Pemerintah menargetkan, dengan mengolah lahan dan menerapkan teknologi, maka harapan petani untuk bisa memanen tiga kali setahun bisa terlaksana.
Kemtan menjadikan pengembangan lahan rawa ini sebagai bagian Peringatan Hari Pangan Sedunia (HPS) 2018 ke-38 yang diselenggarakan di Kalsel pada 18-21 Oktober 2018 mendatang.
Suparno Kepala Dinas Ketahanan Pangan Kalsel menambahkan, penyelenggaraan HPS tahun ini menjadi ajang percontohan pengembangan lahan rawa. Menurut dia, kunci pengolahan rawa menjadi areal pertanian ada pada penyusunan sistem irigasi, yakni dengan memompa air dari rawa ke lahan tanaman.

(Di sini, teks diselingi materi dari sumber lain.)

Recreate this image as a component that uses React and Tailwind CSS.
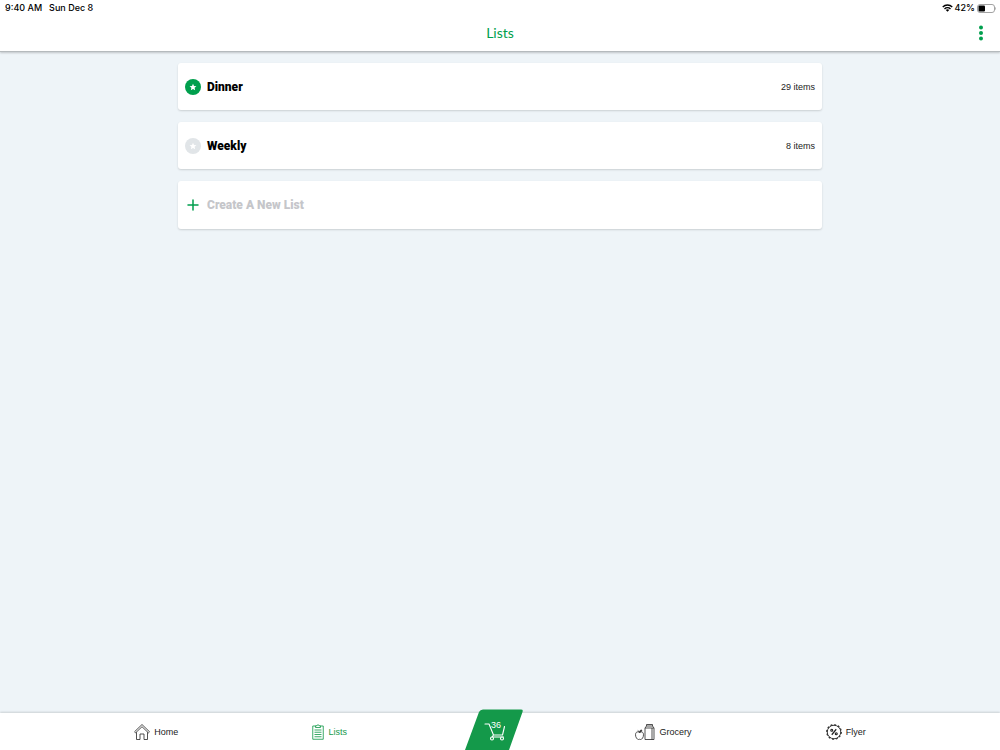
import React from "react";

const lists = [
  { id: "dinner", name: "Dinner", count: "29 items", favorite: true },
  { id: "weekly", name: "Weekly", count: "8 items", favorite: false },
];

function StatusBar() {
  return (
    <div className="flex h-4 items-center justify-between pl-[5px] pr-1 font-['Inter',sans-serif] text-[9px] font-medium leading-4 text-black">
      <div className="flex gap-[7px]">
        <span>9:40 AM</span>
        <span>Sun Dec 8</span>
      </div>
      <div className="flex items-center gap-[2px]">
        <svg className="h-2 w-[11px]" viewBox="0 0 22 16" fill="none" stroke="black" strokeWidth="2.8" aria-hidden="true">
          <path d="M1.5 6a13.5 13.5 0 0 1 19 0" />
          <path d="M5 9.8a8.5 8.5 0 0 1 12 0" />
          <path d="M11 15.6 7.6 12.1a4.8 4.8 0 0 1 6.8 0Z" fill="black" stroke="none" />
        </svg>
        <span>42%</span>
        <svg className="h-[9px] w-[19px]" viewBox="0 0 38 18" aria-hidden="true">
          <rect x="1" y="1" width="34" height="16" rx="5" fill="white" stroke="#a3a3a3" strokeWidth="2" />
          <rect x="3" y="3" width="13" height="12" rx="2" fill="black" />
          <path d="M36.500 6c2 1 2 5 0 6Z" fill="#a3a3a3" />
        </svg>
      </div>
    </div>
  );
}

function StarBadge({ active }) {
  return (
    <svg className="h-4 w-4 shrink-0" viewBox="0 0 32 32" aria-hidden="true">
      <circle cx="16" cy="16" r="16" fill={active ? "#009f4d" : "#e1e5e8"} />
      <path d="m16 9.5 2 4.5 4.9.4-3.7 3.2 1.1 4.8-4.3-2.6-4.3 2.6 1.1-4.8-3.7-3.2 4.9-.4Z" fill="white" />
    </svg>
  );
}

function HomeIcon() {
  return (
    <svg className="h-4 w-4" viewBox="0 0 32 32" fill="none" stroke="#333" strokeWidth="1.7" strokeLinejoin="round" aria-hidden="true">
      <path d="M16 1 1 15.5l2.2 2.2L16 5.4l12.8 12.3 2.2-2.2Z" />
      <path d="M5 16.5V31h7V20h8v11h7V16.5" />
    </svg>
  );
}

function ClipboardIcon() {
  return (
    <svg className="h-4 w-3" viewBox="0 0 24 32" fill="none" stroke="#169b4c" strokeWidth="1.7" aria-hidden="true">
      <path d="M7 4H1.5v26.5h21V4H17" />
      <path d="M7 7V3.5h3a2 2 0 0 1 4 0h3V7Z" />
      <path d="M5 12h14M5 16.5h14M5 21h14M5 25.5h14" />
    </svg>
  );
}

function GroceryIcon() {
  return (
    <svg className="h-4 w-5" viewBox="0 0 40 32" fill="none" stroke="#333" strokeWidth="1.7" strokeLinejoin="round" aria-hidden="true">
      <path d="M9 17c-4-3-8-.5-8 4.5C1 27 4.5 31 7 31c1 0 1.300-.5 2-.5s1 .5 2 .5c3 0 6-4 6-9.500 0-5-4-7.500-8-4.500Z" />
      <path d="M9 17c-.5-2-2-3-3.500-4" />
      <path d="M9 16.500c0-3 2-4.500 4.500-4.500 0 2.500-2 4.500-4.500 4.500Z" fill="#333" />
      <path d="M20 8h18v23H20ZM20 8l3-4h12l3 4M23 4V1h12v3M34 8v23" />
    </svg>
  );
}

function FlyerIcon() {
  return (
    <svg className="h-4 w-4" viewBox="0 0 32 32" fill="none" stroke="#222" strokeLinejoin="round" aria-hidden="true">
      <circle cx="16" cy="16" r="13.500" strokeWidth="1.800" />
      <circle cx="16" cy="16" r="14.600" strokeWidth="2.200" strokeDasharray="3.820 3.820" />
      <path d="m20.500 10.500-9 11" strokeWidth="2.400" />
      <circle cx="11.500" cy="12.500" r="2" strokeWidth="2.200" />
      <circle cx="20.500" cy="19.500" r="2" strokeWidth="2.200" />
    </svg>
  );
}

function NavLink({ icon, label, active }) {
  return (
    <a
      href={`#${label.toLowerCase()}`}
      aria-current={active ? "page" : undefined}
      className={`flex items-center gap-1 ${active ? "text-[#169b4c]" : "text-[#222]"}`}
    >
      {icon}
      <span>{label}</span>
    </a>
  );
}

export default function App() {
  return (
    <div className="flex min-h-screen flex-col bg-[#eef4f8] font-['Lato',sans-serif]">
      <header className="relative border-b border-[#b5babd] bg-white shadow-[0_1px_2px_rgba(0,0,0,0.2)]">
        <StatusBar />
        <div className="grid grid-cols-[1fr_auto_1fr] items-center px-4 pb-2 pt-[7px]">
          <h1 className="col-start-2 text-sm leading-5 text-[#009f4d]">Lists</h1>
          <button type="button" aria-label="More options" className="justify-self-end">
            <svg className="h-4 w-[6px]" viewBox="0 0 6 16" fill="#009f4d" aria-hidden="true">
              <circle cx="3" cy="2.500" r="2" />
              <circle cx="3" cy="8" r="2" />
              <circle cx="3" cy="13.500" r="2" />
            </svg>
          </button>
        </div>
      </header>

      <main className="mx-auto flex w-[64.4%] flex-1 flex-col gap-3 pt-[11px]">
        {lists.map((list) => (
          <a
            key={list.id}
            href={`#${list.id}`}
            className="flex h-[47px] items-center gap-[6px] rounded-[3px] bg-white px-[7px] shadow-[0_1px_2px_rgba(0,0,0,0.15)]"
          >
            <StarBadge active={list.favorite} />
            <span className="flex-1 font-['Roboto',sans-serif] text-xs leading-4 font-black text-black">{list.name}</span>
            <span className="font-['Liberation_Sans',sans-serif] text-[9px] leading-4 text-[#222]">{list.count}</span>
          </a>
        ))}
        <button
          type="button"
          className="flex h-12 items-center gap-[6px] rounded-[3px] bg-white px-[7px] text-left shadow-[0_1px_2px_rgba(0,0,0,0.15)]"
        >
          <svg className="h-4 w-4 shrink-0" viewBox="0 0 16 16" stroke="#009f4d" strokeWidth="1.500" strokeLinecap="round" aria-hidden="true">
            <path d="M8 3v10M3 8h10" />
          </svg>
          <span className="font-['Roboto',sans-serif] text-xs leading-4 font-black text-[#c5c6ca]">Create A New List</span>
        </button>
      </main>

      <nav aria-label="Main" className="flex h-[37px] items-center justify-evenly bg-white font-['Liberation_Sans',sans-serif] text-[9px] leading-4 shadow-[0_-1px_2px_rgba(0,0,0,0.15)]">
        <NavLink icon={<HomeIcon />} label="Home" />
        <NavLink icon={<ClipboardIcon />} label="Lists" active />
        <a href="#cart" aria-label="Cart, 36 items" className="relative h-full w-5">
          <svg className="absolute -left-4 bottom-0 h-[41px] w-[58px]" viewBox="0 0 58 41" fill="none" aria-hidden="true">
            <path d="M0 41 14 3Q15.200.500 18 .500H56Q58.500.500 57.500 3L44 41Z" fill="#14994a" />
            <g stroke="white" strokeWidth="1.100" strokeLinejoin="round" strokeLinecap="round">
              <path d="M20 15h4l4.500 11h9l2-8.500M28.500 26l-1.500 2h11.500" />
              <circle cx="27" cy="29.500" r="1.500" fill="#14994a" />
              <circle cx="37" cy="29.500" r="1.500" fill="#14994a" />
            </g>
            <text x="31" y="19" textAnchor="middle" fill="white" fontSize="9">36</text>
          </svg>
        </a>
        <NavLink icon={<GroceryIcon />} label="Grocery" />
        <NavLink icon={<FlyerIcon />} label="Flyer" />
      </nav>
    </div>
  );
}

Lalu membangun tanggul pengendalian kualitas tanah, juga pendampingan kepada petani.
Setelah masalah lahan beres, pemerintah juga berjanji akan membangun penggilingan beras dan fasilitas pengeringan gabah di wilayah tersebut. Dengan berbagai cara ini, pemerintah berharap kesejahteraan petani bisa meningkat di masa depan.